Task details:
Copy each line with the word "this" in it.

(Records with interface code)
--------

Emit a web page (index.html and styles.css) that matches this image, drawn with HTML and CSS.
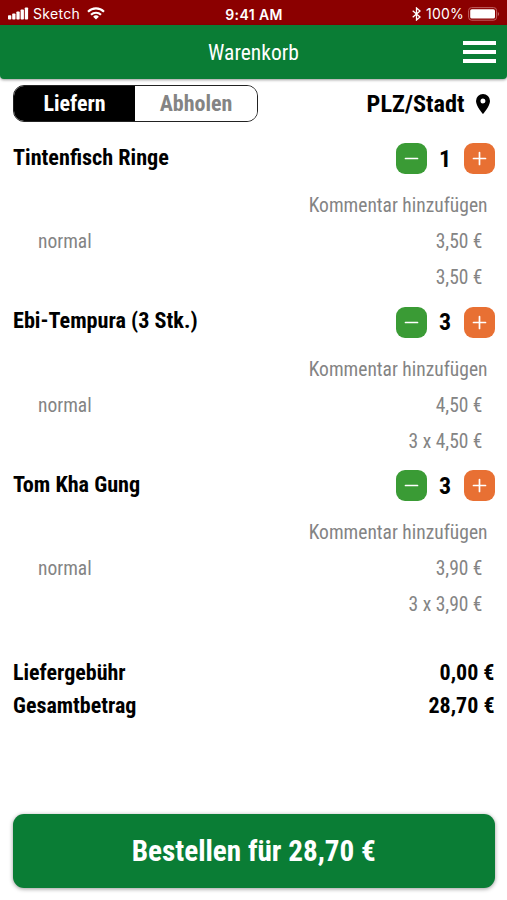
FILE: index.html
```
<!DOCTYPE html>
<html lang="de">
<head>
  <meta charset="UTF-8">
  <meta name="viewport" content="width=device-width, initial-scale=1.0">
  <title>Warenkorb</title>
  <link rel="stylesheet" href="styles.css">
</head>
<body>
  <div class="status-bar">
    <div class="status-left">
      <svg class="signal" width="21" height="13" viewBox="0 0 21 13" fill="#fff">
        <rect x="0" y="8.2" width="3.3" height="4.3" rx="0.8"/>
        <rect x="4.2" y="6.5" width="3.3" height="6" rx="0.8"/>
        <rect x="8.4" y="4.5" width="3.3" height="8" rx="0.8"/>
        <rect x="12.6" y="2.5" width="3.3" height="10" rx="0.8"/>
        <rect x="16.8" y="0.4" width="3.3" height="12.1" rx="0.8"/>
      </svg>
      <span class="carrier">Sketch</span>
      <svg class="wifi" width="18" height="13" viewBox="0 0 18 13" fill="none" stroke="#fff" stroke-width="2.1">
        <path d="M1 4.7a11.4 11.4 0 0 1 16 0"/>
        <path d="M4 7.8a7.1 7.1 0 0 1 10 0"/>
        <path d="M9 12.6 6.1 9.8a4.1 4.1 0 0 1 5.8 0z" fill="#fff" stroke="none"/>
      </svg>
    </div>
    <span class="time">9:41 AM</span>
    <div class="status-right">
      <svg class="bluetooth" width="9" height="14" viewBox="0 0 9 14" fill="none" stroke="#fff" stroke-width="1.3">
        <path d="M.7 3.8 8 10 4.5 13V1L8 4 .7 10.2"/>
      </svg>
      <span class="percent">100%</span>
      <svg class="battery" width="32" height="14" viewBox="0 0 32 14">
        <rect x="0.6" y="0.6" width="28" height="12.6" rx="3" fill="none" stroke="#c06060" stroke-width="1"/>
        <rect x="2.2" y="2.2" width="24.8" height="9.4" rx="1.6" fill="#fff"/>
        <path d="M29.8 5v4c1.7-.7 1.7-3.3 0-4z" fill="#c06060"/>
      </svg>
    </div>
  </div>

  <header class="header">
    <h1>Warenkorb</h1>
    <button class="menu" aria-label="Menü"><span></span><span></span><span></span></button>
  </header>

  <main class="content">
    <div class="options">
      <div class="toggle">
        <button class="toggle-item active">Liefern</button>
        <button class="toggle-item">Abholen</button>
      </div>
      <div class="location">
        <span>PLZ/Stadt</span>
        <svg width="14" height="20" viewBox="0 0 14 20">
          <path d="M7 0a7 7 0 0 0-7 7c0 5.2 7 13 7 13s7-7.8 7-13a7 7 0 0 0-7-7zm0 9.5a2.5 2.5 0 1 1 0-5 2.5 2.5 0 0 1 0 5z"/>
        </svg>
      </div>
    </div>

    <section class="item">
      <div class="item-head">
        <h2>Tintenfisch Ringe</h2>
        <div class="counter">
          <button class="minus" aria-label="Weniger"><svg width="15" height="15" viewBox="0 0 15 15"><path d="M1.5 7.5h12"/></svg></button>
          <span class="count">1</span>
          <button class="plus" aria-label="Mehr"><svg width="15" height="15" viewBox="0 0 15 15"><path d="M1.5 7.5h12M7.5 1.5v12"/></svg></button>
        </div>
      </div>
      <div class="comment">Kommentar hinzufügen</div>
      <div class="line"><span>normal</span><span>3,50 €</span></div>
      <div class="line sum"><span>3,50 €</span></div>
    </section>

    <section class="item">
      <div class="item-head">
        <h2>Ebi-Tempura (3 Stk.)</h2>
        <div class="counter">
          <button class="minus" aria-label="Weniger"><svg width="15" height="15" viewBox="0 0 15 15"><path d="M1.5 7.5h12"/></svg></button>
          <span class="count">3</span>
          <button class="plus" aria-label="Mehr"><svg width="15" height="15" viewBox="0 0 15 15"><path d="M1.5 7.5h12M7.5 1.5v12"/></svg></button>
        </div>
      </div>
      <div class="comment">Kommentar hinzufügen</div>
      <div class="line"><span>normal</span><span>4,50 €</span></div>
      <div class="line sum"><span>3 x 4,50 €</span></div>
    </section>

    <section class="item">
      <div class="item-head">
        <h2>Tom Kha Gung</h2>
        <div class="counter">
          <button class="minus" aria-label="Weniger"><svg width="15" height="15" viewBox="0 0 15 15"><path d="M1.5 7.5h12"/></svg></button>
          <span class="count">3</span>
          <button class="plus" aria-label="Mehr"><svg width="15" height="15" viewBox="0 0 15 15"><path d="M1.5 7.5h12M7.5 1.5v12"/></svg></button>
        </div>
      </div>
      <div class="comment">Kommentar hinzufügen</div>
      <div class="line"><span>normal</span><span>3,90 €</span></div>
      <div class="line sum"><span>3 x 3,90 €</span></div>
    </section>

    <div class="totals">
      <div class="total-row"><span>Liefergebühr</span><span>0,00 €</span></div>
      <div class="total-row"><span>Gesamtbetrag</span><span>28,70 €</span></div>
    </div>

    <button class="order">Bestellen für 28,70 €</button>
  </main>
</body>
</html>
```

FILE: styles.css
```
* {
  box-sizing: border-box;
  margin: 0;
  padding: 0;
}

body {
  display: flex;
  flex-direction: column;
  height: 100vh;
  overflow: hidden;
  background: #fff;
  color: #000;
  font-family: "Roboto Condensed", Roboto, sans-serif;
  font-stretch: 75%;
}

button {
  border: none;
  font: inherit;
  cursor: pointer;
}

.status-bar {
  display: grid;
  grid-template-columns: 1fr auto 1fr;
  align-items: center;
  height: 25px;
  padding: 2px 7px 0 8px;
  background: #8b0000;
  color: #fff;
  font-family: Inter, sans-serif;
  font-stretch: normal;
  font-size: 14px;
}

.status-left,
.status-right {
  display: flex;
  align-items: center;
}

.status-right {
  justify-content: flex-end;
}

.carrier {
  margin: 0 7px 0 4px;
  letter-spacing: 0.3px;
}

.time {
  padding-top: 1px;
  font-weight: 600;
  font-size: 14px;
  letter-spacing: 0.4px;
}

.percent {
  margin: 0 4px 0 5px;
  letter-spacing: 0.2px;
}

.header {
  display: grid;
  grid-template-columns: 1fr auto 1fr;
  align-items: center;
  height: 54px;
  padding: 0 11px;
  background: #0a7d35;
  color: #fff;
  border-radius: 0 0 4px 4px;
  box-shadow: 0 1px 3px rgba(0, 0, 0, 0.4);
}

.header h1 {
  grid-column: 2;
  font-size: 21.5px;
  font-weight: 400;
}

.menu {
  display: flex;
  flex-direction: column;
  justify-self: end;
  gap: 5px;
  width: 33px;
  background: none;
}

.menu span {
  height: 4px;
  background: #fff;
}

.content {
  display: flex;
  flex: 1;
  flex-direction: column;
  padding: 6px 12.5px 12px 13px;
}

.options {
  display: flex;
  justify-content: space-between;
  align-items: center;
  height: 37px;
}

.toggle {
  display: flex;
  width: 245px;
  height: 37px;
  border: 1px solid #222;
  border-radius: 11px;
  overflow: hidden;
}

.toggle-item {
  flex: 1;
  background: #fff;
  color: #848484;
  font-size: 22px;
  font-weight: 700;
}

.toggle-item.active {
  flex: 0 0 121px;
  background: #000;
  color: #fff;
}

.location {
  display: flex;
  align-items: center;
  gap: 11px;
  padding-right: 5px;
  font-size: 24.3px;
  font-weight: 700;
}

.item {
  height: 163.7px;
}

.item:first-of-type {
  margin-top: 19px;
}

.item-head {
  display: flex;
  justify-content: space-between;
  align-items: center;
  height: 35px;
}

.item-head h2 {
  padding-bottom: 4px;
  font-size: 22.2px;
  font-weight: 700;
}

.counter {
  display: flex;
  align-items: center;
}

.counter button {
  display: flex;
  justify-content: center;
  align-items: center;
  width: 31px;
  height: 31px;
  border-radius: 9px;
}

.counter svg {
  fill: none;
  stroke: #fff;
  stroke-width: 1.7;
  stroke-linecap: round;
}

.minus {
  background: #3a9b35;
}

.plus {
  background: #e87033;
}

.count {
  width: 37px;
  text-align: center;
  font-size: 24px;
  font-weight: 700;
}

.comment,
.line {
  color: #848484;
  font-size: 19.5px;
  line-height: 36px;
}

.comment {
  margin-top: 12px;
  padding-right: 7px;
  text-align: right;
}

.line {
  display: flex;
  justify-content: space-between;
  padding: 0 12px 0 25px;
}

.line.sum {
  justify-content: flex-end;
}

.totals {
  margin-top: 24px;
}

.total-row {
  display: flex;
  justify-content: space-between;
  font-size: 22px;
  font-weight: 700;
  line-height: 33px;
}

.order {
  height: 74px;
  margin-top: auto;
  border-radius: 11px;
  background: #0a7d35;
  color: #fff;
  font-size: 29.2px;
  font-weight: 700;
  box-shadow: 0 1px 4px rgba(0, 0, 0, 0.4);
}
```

--------

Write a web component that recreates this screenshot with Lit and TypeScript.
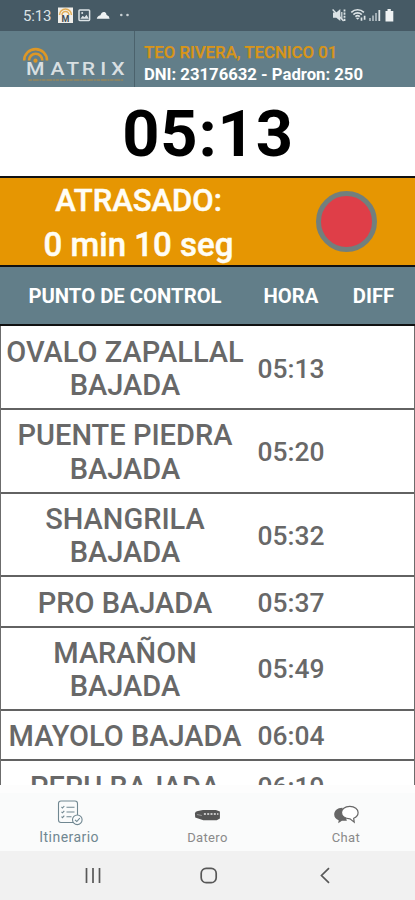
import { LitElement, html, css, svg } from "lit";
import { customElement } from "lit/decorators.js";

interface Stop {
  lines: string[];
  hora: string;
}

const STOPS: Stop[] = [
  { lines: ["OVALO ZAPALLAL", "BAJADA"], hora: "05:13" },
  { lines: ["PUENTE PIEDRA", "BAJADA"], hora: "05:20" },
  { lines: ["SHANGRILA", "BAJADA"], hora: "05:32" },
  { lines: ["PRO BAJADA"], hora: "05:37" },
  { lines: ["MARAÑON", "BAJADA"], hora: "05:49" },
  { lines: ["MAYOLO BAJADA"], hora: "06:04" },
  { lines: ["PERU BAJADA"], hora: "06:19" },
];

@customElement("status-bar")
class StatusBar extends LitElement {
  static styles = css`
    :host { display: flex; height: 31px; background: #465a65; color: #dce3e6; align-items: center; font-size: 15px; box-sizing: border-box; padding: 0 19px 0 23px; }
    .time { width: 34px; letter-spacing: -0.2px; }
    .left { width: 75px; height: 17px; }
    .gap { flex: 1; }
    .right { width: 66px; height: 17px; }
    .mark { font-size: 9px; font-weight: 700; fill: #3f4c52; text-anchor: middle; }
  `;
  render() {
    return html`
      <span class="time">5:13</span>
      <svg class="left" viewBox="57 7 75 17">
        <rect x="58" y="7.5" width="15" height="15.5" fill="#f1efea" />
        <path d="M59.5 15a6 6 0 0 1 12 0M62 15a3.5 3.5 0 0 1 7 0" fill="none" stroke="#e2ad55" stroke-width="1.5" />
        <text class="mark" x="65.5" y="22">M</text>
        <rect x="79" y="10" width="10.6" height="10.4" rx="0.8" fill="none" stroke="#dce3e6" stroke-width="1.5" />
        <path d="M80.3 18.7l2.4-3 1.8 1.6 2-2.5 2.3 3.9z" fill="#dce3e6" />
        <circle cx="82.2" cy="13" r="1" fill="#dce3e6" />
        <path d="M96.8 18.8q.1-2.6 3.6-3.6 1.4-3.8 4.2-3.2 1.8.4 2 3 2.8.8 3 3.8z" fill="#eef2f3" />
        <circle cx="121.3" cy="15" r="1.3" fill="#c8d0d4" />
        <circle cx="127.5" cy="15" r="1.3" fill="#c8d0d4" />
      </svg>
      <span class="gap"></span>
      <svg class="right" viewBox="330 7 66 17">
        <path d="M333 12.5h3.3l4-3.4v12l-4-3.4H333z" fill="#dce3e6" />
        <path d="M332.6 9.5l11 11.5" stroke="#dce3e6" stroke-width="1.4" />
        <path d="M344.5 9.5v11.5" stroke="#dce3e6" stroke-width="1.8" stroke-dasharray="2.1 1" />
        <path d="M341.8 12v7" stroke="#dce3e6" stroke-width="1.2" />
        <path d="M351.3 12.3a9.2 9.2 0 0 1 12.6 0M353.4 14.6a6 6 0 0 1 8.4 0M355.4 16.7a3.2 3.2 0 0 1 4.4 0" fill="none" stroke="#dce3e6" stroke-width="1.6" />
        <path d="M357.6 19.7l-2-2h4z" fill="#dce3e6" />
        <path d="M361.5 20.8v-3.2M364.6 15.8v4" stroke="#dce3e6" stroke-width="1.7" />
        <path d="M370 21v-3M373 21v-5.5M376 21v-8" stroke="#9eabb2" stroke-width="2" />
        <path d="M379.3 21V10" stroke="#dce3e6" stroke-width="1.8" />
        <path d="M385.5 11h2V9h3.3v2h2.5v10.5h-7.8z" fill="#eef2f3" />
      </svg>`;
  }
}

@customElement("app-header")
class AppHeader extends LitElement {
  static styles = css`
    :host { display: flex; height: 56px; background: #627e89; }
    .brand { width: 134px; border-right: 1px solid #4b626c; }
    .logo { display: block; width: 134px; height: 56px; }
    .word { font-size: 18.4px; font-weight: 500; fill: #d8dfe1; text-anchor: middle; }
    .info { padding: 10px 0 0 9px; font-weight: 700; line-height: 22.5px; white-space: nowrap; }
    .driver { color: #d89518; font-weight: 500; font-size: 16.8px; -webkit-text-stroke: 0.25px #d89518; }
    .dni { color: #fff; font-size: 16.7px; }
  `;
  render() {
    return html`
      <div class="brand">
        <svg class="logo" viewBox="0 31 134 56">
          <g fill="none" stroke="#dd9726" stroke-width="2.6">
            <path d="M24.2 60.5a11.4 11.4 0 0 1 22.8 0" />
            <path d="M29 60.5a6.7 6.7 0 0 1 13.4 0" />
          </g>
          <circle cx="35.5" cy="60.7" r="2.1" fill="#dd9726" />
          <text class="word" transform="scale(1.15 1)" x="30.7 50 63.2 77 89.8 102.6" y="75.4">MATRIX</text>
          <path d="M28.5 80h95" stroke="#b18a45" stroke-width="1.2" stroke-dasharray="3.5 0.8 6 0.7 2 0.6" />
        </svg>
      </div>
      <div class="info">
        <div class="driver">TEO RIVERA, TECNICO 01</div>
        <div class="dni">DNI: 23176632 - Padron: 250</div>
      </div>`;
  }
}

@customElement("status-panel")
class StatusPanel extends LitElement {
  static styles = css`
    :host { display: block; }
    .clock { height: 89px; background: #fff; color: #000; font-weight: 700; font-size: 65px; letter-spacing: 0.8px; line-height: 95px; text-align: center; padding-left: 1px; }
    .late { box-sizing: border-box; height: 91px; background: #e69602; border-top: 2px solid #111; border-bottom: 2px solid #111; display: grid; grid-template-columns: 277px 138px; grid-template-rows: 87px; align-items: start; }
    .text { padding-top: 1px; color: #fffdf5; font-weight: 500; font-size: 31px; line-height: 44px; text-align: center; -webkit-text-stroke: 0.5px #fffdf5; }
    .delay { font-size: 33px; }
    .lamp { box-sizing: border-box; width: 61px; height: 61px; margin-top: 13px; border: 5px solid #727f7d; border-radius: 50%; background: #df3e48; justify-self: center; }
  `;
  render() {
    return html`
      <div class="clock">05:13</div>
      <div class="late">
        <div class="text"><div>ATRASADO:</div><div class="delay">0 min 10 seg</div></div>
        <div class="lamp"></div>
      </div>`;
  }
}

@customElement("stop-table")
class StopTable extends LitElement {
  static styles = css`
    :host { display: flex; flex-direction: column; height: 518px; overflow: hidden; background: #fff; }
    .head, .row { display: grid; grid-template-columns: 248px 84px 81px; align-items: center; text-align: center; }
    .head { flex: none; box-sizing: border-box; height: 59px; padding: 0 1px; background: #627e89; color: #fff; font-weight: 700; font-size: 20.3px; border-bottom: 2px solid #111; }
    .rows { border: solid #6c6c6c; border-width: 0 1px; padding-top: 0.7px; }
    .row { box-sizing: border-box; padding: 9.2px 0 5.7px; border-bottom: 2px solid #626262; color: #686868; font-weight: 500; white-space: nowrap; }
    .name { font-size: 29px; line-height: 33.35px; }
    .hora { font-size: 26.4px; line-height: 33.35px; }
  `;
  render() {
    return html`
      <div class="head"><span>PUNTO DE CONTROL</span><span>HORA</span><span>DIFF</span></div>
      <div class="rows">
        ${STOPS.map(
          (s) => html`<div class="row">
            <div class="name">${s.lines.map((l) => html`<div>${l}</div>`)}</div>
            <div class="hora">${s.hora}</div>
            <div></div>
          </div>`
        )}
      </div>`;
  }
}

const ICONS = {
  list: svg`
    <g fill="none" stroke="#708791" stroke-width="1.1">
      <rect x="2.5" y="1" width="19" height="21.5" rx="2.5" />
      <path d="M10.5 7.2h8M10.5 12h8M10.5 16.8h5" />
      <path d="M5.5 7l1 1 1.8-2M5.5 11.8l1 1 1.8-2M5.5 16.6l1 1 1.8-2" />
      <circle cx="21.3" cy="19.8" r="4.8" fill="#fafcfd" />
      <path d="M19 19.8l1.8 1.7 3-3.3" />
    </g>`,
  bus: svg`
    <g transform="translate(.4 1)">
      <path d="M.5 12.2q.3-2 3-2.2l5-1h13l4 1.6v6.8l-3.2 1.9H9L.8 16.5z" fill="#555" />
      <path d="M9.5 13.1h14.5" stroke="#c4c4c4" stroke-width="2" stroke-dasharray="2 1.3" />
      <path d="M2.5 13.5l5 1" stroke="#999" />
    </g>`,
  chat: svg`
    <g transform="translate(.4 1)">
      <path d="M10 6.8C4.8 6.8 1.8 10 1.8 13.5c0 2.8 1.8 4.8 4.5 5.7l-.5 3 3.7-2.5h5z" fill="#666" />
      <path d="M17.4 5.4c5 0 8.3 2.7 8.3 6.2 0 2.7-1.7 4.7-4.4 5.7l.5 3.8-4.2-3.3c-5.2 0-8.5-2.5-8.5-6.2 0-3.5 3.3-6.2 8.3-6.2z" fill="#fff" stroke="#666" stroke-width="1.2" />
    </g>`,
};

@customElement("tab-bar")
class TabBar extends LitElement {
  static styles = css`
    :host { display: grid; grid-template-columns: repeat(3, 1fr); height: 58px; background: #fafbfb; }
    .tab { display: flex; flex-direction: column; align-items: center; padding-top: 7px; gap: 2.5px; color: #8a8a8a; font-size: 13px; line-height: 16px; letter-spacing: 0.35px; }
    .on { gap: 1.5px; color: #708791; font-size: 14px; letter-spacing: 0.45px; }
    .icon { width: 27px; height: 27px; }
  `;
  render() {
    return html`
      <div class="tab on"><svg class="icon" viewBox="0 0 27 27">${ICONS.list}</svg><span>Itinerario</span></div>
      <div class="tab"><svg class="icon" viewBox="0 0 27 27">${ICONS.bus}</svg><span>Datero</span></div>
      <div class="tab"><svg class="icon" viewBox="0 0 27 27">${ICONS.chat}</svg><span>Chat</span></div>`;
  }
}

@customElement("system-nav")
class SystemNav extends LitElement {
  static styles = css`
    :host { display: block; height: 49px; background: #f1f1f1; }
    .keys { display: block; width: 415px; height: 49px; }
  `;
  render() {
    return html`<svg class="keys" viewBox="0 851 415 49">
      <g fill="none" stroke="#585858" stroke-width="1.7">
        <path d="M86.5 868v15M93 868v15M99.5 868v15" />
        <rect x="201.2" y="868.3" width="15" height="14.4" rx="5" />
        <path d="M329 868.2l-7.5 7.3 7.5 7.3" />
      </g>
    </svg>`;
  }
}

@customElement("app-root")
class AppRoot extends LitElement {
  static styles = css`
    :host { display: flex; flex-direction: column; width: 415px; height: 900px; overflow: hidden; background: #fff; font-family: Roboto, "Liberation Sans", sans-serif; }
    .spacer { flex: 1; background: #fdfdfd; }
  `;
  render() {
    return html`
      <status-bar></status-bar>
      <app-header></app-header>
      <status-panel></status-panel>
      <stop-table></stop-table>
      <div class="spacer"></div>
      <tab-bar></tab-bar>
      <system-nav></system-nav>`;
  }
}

--------

Expected answer:
Emit a web page (index.html and styles.css) that matches this image, drawn with HTML and CSS.
Write a web component that recreates this screenshot with Lit and TypeScript.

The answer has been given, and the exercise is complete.